Marbella Caporr is from El Salvador and spent 10 months in the Northwest Detention Center in Tacoma before receiving asylum in January 2019. Members of Seattle synagogue Kadima have been sponsoring her as she transitions into life as a legal permanent resident. Gregory Scruggs is a journalist and Kadima member who has helped her with translation and navigating local bureaucracy. He also pays for her ORCA card and occasional meals and basic living expenses. She agreed to share her story, which is drawn from a sworn affidavit prepared for her asylum hearing and also from a sit-down interview Scruggs conducted, both translated from the original Spanish. All names, including Caporr’s, have been changed or removed for safety. Three of Caporr’s relatives are living in the United States with pending asylum cases. โEds.
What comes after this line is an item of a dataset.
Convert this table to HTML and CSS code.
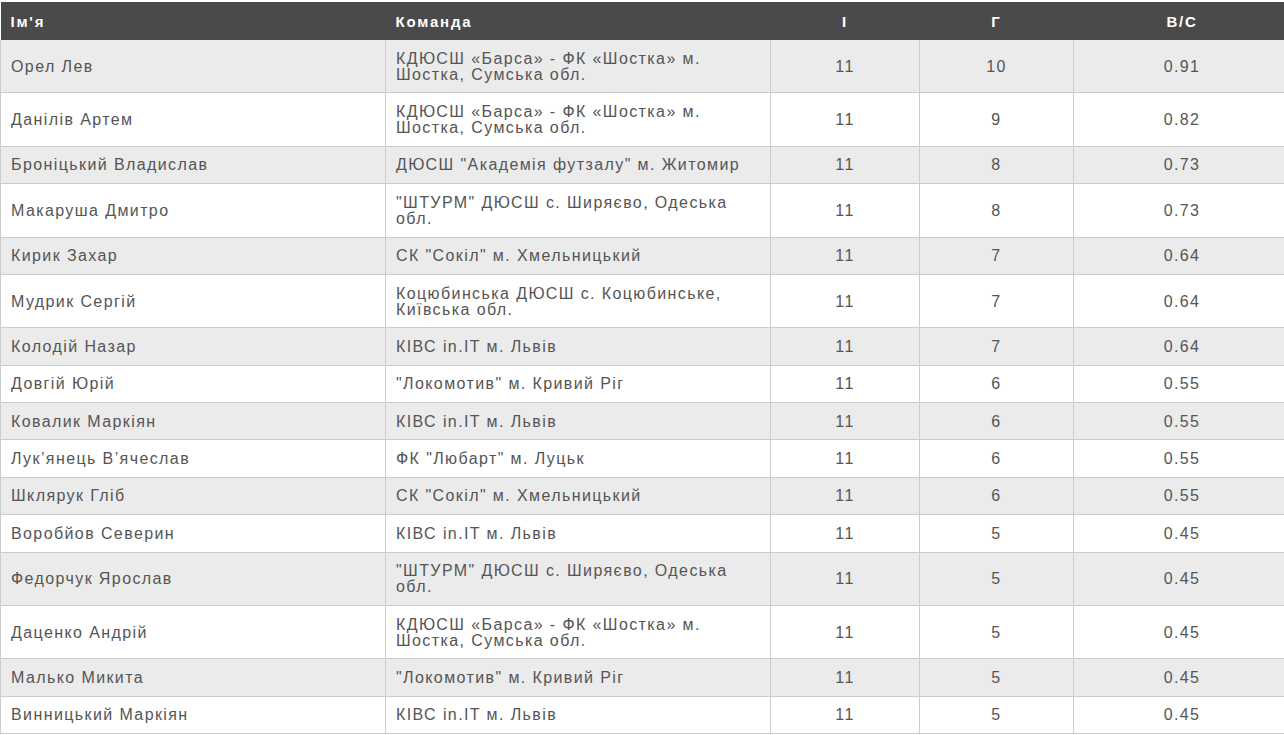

Ever since I can remember, I have wanted to be a girl. I was born in a male body, but I identify as a woman. While my mother and sisters accepted me, my father did not. My dad hit me with a machete case just for asking for a kiss from my mother. He said I brought shame on the family and needed to be punished. He said I was a curse and it would be better if I died.
When I was 12, my dad made me take more than 200 pills that supposedly were to produce masculine hormones. He made me take two a day. The only thing the pills did was make me gain and then lose a lot of weight, giving me stretch marks.
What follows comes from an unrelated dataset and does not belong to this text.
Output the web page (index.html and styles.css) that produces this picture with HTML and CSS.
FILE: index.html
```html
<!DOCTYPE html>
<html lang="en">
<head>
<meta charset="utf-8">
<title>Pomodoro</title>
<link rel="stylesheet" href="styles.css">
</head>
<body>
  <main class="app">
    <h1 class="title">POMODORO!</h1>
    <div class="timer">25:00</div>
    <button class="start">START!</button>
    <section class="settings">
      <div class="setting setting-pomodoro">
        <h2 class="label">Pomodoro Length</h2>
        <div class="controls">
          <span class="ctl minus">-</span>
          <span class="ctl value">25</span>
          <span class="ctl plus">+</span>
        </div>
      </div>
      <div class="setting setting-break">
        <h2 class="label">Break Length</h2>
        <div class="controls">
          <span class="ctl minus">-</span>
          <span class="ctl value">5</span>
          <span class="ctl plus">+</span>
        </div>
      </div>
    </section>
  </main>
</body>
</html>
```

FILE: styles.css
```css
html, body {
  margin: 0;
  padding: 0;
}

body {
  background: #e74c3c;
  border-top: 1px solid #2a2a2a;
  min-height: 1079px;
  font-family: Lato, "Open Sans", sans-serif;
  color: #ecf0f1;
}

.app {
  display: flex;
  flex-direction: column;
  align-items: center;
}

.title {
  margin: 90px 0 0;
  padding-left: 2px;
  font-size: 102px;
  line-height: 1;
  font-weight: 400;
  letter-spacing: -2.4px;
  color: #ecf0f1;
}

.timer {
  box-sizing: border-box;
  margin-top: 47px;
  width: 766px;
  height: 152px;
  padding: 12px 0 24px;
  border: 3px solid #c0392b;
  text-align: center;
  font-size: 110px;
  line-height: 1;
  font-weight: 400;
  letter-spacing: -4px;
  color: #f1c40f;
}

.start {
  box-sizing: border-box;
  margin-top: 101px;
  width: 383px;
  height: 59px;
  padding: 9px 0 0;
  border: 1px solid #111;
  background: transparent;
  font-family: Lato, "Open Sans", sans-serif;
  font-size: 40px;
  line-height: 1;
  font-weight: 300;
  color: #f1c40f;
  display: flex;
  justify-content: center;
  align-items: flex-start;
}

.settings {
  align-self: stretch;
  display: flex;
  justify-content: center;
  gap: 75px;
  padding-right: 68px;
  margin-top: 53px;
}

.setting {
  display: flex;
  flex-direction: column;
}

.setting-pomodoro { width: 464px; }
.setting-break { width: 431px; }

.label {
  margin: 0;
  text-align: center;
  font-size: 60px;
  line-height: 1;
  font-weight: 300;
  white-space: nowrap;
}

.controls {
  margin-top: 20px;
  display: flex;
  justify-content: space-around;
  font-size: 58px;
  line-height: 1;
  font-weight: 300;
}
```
Around the same time, men in my town in El Salvador started harassing me on the street. They could see that I carried myself more like a girl. Many of the men in our neighborhood would mock me when I walked down the street. They would shout that they were going to fuck me. Sometimes they would call me marica or faggot or things that meant that my anus was big from having anal sex.
At 13, tired of the humiliations, mistreatment, beatings, and curses, I decided to leave the house.
When I was about 17 or 18 years old, I began to sell perfumes out of catalogs, and as a result, I spent more time in the town center. On those trips, I met other gay or transgender people. Some of us decided to rent an apartment together.